Tag: TEETH TEETH TEETH

  • untitled update, june 11, 2026

    I had a visit to the tooth doctor again last week. It ended up with some bad news: it seems like three of the teeth on the upper left side of the mouth are so fucked up that removal is the only option, as soon as possible, along with implants, bone grafts, the whole nine yards. If you’ll recall from last year, I had some additional tooth-related problems that led to a root canal, which was the most painful experience I’ve ever had, since for some reason the anesthetic they gave me didn’t fully work, so I could feel most of the pinching and pulling at my nerve. I hope they give me the gas this time, since three teeth are coming out. Let this be a cautionary tale to all ye Gen Z wastrels who will not go to the dentist! I didn’t go for years, and at this rate, I’m going to eventually look like one of those cartoon characters that gets hit over the head with a piano and stumbles out of the wreckage with piano keys protruding from his toothless gums.

    And yet, even if things are going poorly mouth-wise for me, I can’t help having a bit of confidence, a bit of spring in my step. The news that one of my stories will be published has reinvigorated me, where in the past few months I have definitely been de-invigorated. It’s given me a boost to my spirits that makes me feel like the big weird fish guy in that lake in Resident Evil 8.

    This piscine ebullience also stems from the fact that, after two years of radio silence on the part of agents, a literary agent has requested to see a full manuscript of one of my books! It’s no guarantee that I’m going to get an agent – in fact, considering my luck, I’d still say the odds are stacked against me. But it’s a new start.

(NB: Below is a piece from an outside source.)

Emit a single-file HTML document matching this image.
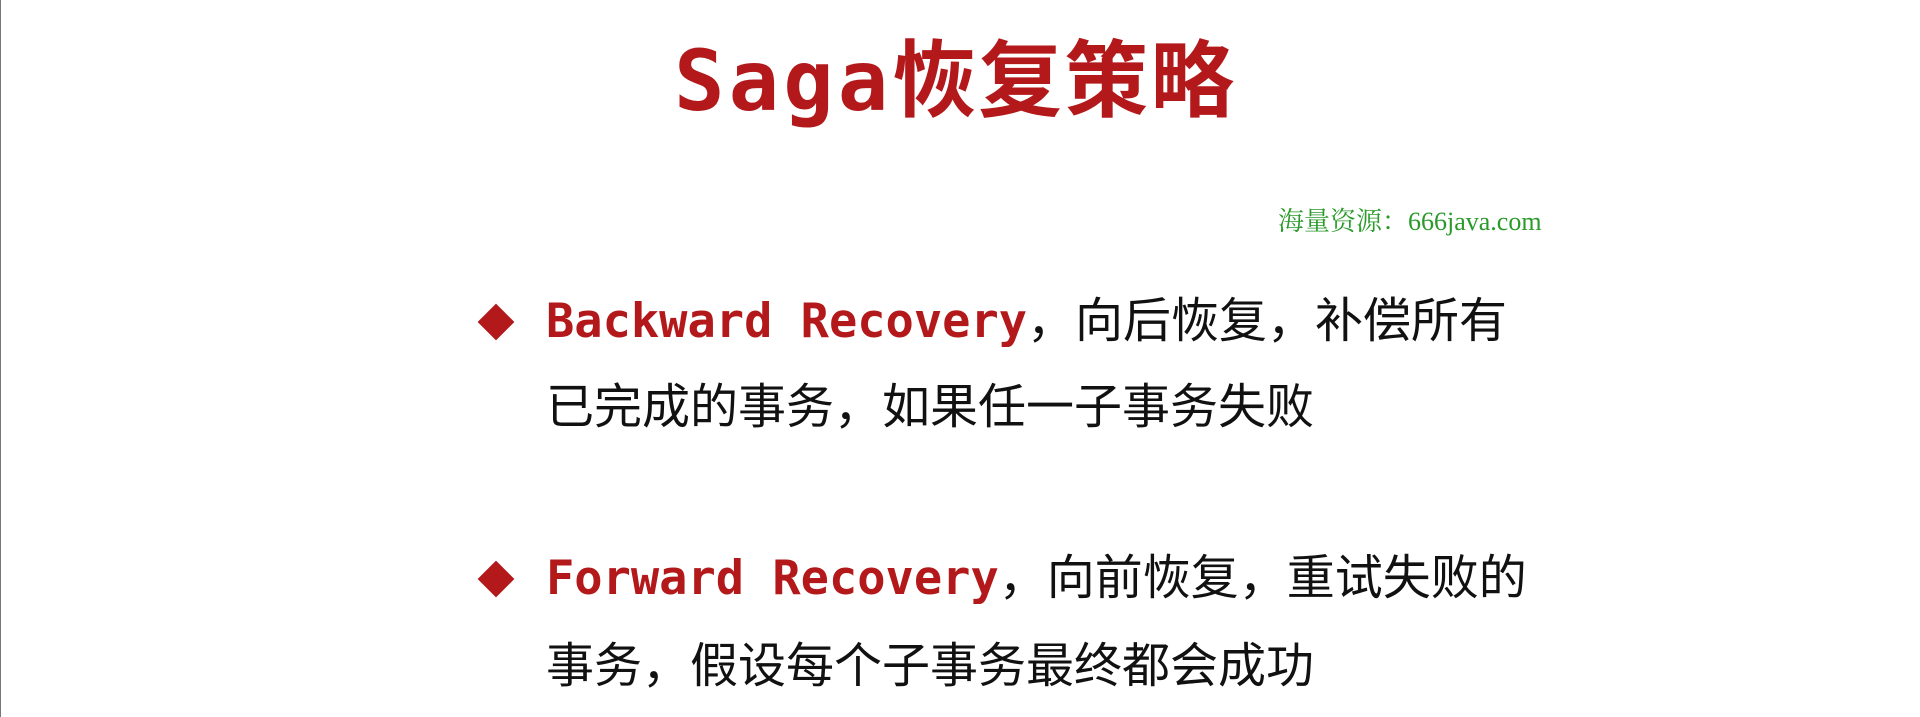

    A lot of the time, the process of trying to get published has felt like bashing my forehead repeatedly against a brick wall until the wall crumbles. Usually, that strategy is a failing one. It does much more injury to yourself than to the wall. Over the last few months, however, ever since being nominated for the Resnick Award and going to Dragon Con, I’ve started to see cracks form in that wall. Hopefully it comes down before my skull is as broken and shattered as my teeth!

    ~ Ian

  • do you ever just think about HOLES?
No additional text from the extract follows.